→ Work instructions:
Only a number is wanted here: the number of lines of the data that include "styles".

→ Entries shown:
═══
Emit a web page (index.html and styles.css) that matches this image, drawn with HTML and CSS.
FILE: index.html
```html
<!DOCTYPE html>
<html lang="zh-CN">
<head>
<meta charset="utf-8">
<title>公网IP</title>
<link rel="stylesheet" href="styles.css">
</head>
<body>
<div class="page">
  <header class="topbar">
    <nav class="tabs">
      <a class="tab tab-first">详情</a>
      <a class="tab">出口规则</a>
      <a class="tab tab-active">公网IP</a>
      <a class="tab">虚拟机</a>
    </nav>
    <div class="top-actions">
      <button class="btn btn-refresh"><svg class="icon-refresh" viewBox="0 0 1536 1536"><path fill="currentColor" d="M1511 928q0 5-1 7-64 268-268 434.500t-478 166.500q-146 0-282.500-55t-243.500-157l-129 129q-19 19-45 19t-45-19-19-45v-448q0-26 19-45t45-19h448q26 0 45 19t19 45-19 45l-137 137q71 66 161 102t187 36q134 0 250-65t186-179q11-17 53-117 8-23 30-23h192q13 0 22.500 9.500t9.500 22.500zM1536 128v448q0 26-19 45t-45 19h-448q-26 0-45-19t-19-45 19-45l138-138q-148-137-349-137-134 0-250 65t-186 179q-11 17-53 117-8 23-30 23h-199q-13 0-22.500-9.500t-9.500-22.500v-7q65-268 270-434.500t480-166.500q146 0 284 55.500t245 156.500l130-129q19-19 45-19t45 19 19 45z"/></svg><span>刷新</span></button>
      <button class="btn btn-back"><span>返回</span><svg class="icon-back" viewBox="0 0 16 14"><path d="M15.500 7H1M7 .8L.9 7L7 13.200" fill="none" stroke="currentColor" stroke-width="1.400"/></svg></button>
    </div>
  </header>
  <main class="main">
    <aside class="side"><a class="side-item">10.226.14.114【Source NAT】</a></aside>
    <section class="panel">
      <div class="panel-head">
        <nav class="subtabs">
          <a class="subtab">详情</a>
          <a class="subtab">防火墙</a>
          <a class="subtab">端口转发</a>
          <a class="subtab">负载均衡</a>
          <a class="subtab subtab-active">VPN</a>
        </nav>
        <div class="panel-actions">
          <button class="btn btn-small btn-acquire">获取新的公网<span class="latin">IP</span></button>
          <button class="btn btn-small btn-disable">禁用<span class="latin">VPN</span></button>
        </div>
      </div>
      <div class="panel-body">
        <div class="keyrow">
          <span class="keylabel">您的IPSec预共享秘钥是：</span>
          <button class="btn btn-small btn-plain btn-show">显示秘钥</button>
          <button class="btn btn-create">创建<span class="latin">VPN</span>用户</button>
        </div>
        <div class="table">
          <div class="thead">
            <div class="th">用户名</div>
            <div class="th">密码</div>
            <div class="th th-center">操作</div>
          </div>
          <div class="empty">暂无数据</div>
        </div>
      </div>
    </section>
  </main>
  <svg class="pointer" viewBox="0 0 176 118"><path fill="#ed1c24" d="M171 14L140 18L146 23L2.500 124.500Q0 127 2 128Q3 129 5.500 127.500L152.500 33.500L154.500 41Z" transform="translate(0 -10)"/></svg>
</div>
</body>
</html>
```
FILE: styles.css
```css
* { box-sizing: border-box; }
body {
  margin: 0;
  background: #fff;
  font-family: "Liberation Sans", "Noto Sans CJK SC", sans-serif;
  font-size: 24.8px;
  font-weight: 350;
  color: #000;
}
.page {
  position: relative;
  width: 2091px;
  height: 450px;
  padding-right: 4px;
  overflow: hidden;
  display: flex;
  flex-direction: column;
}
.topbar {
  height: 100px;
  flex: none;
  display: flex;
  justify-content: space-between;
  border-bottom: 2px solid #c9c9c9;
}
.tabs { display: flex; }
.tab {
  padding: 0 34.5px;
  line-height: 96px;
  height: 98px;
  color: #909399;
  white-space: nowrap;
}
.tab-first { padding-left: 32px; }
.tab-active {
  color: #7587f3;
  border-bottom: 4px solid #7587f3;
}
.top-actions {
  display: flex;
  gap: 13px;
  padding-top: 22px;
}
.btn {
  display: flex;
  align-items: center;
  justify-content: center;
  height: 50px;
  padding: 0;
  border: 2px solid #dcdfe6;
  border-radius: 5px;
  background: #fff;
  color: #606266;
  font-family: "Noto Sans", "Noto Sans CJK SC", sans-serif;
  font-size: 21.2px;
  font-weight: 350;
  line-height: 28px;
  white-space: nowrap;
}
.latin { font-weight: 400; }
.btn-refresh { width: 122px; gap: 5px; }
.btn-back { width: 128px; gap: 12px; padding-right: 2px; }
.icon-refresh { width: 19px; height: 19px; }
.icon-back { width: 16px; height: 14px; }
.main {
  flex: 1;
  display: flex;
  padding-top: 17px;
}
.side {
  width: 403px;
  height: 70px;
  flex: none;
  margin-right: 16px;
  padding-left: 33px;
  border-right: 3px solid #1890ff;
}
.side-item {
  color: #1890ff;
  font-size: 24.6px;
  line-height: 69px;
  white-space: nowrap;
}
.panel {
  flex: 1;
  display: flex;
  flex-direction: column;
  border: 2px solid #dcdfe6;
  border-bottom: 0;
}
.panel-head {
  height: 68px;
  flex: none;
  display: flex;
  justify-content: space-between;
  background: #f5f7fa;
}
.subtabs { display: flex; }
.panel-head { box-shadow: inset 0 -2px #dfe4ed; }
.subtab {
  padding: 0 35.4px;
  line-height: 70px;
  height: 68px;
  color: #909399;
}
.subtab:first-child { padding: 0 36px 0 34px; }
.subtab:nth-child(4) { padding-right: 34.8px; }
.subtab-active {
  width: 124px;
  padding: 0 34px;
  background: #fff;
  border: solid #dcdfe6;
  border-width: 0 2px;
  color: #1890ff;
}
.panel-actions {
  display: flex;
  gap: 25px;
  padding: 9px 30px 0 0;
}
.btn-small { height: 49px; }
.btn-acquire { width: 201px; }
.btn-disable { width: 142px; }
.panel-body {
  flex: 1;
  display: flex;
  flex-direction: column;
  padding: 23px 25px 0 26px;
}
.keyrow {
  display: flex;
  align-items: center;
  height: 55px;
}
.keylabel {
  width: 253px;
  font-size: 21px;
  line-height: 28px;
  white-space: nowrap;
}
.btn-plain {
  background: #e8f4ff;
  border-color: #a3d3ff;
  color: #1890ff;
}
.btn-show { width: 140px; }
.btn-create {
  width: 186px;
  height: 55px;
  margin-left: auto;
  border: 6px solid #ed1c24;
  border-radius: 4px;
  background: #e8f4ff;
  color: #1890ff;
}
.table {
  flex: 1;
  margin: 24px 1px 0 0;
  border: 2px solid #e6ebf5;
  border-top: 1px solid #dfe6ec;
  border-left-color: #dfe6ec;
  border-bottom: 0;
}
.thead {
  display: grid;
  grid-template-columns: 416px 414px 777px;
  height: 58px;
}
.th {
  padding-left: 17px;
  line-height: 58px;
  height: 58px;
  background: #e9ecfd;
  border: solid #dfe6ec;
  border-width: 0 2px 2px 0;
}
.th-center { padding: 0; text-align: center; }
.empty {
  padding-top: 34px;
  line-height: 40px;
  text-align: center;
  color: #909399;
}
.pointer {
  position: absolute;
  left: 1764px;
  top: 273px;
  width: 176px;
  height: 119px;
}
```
═══
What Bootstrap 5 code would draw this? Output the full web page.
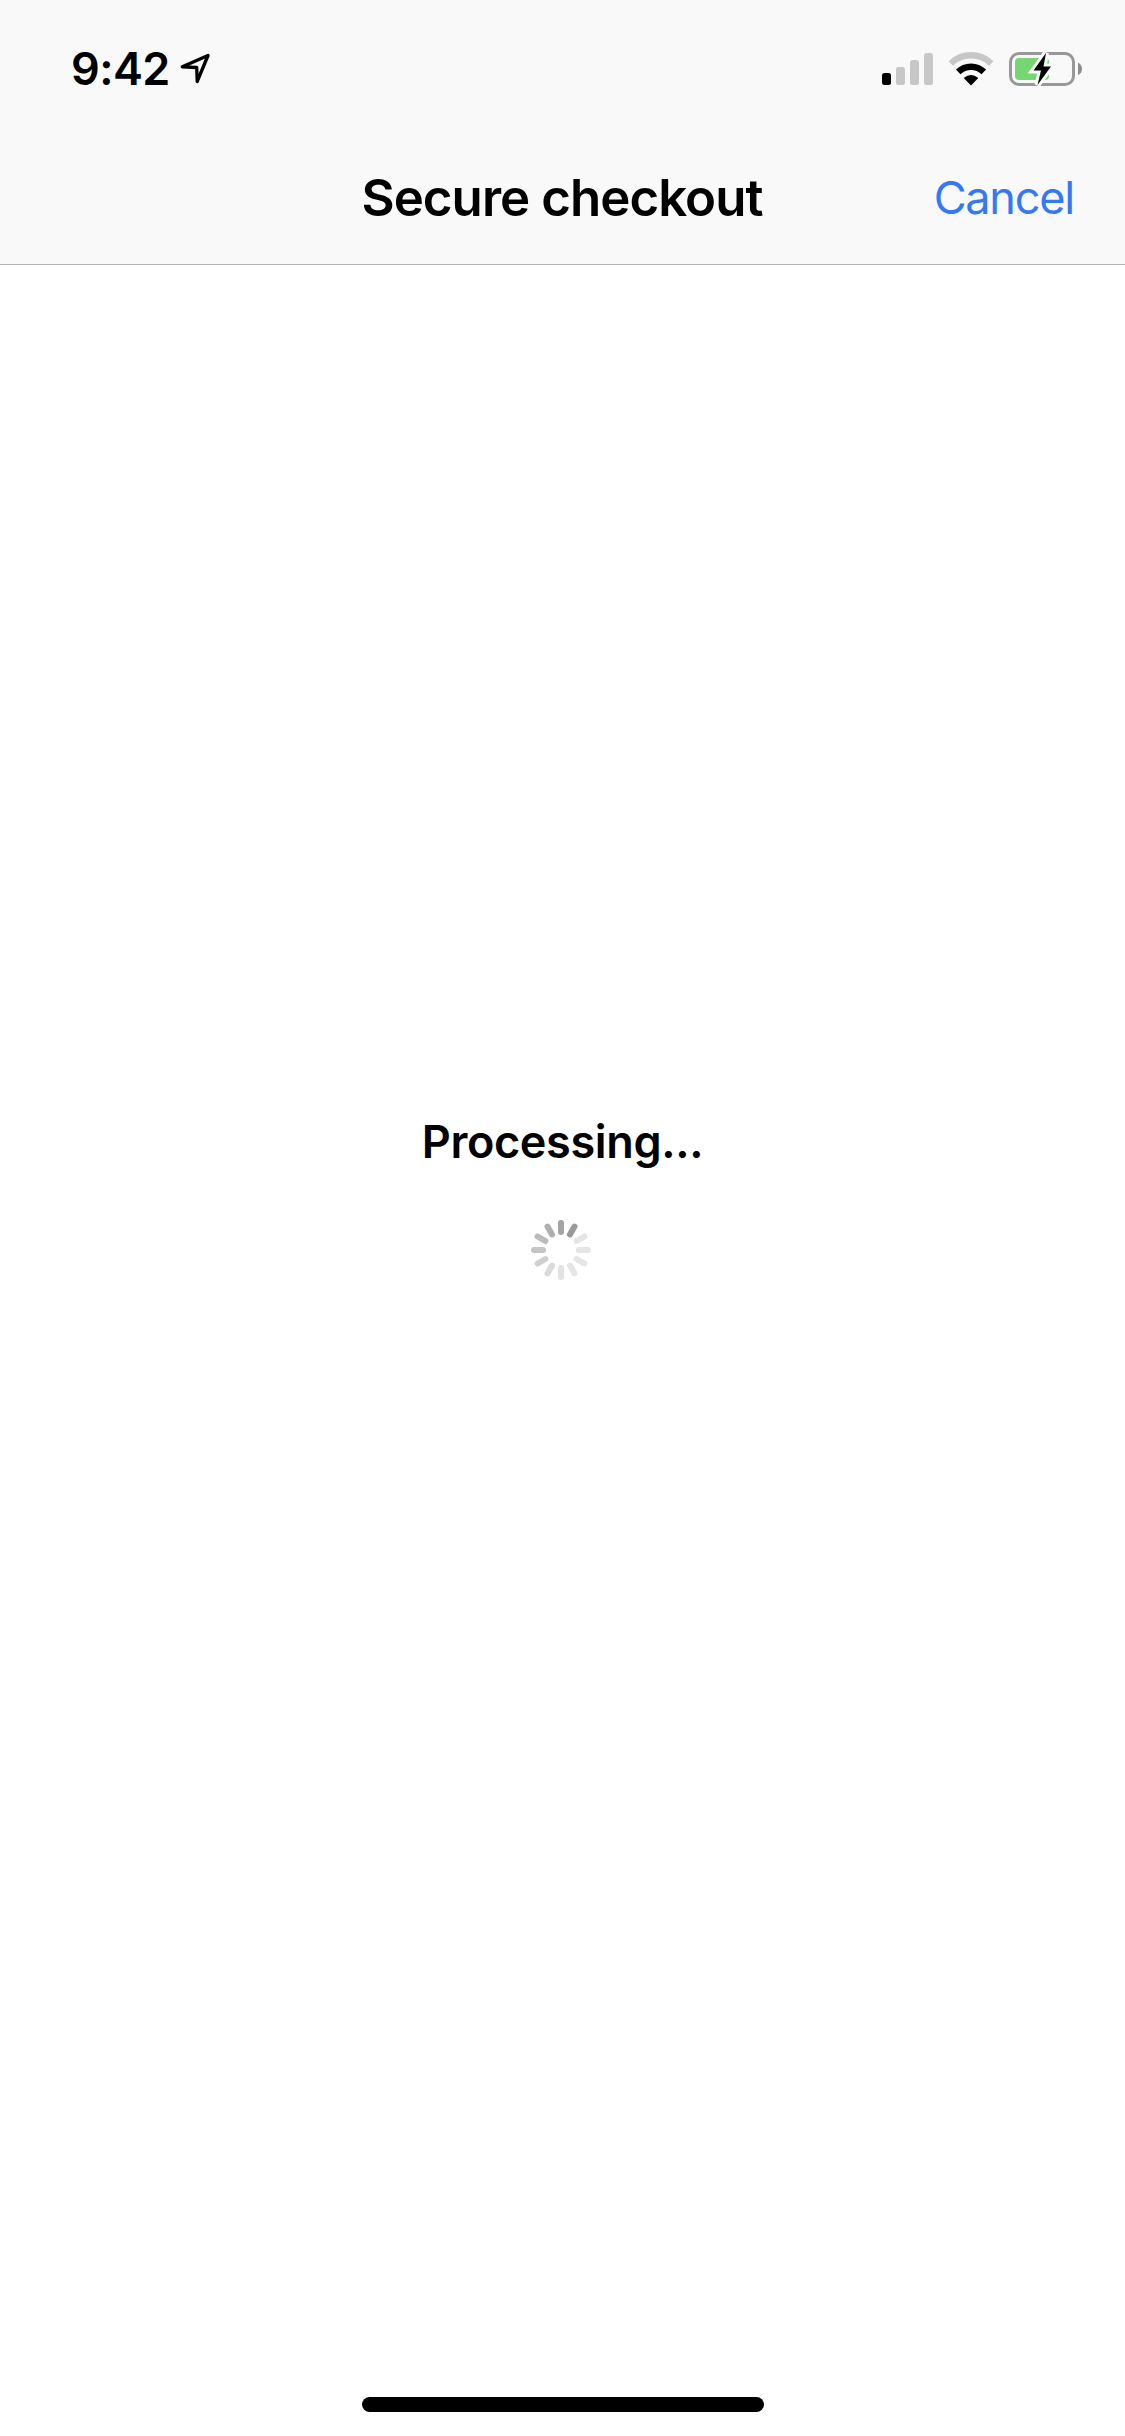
═══
→ Output of the task:
3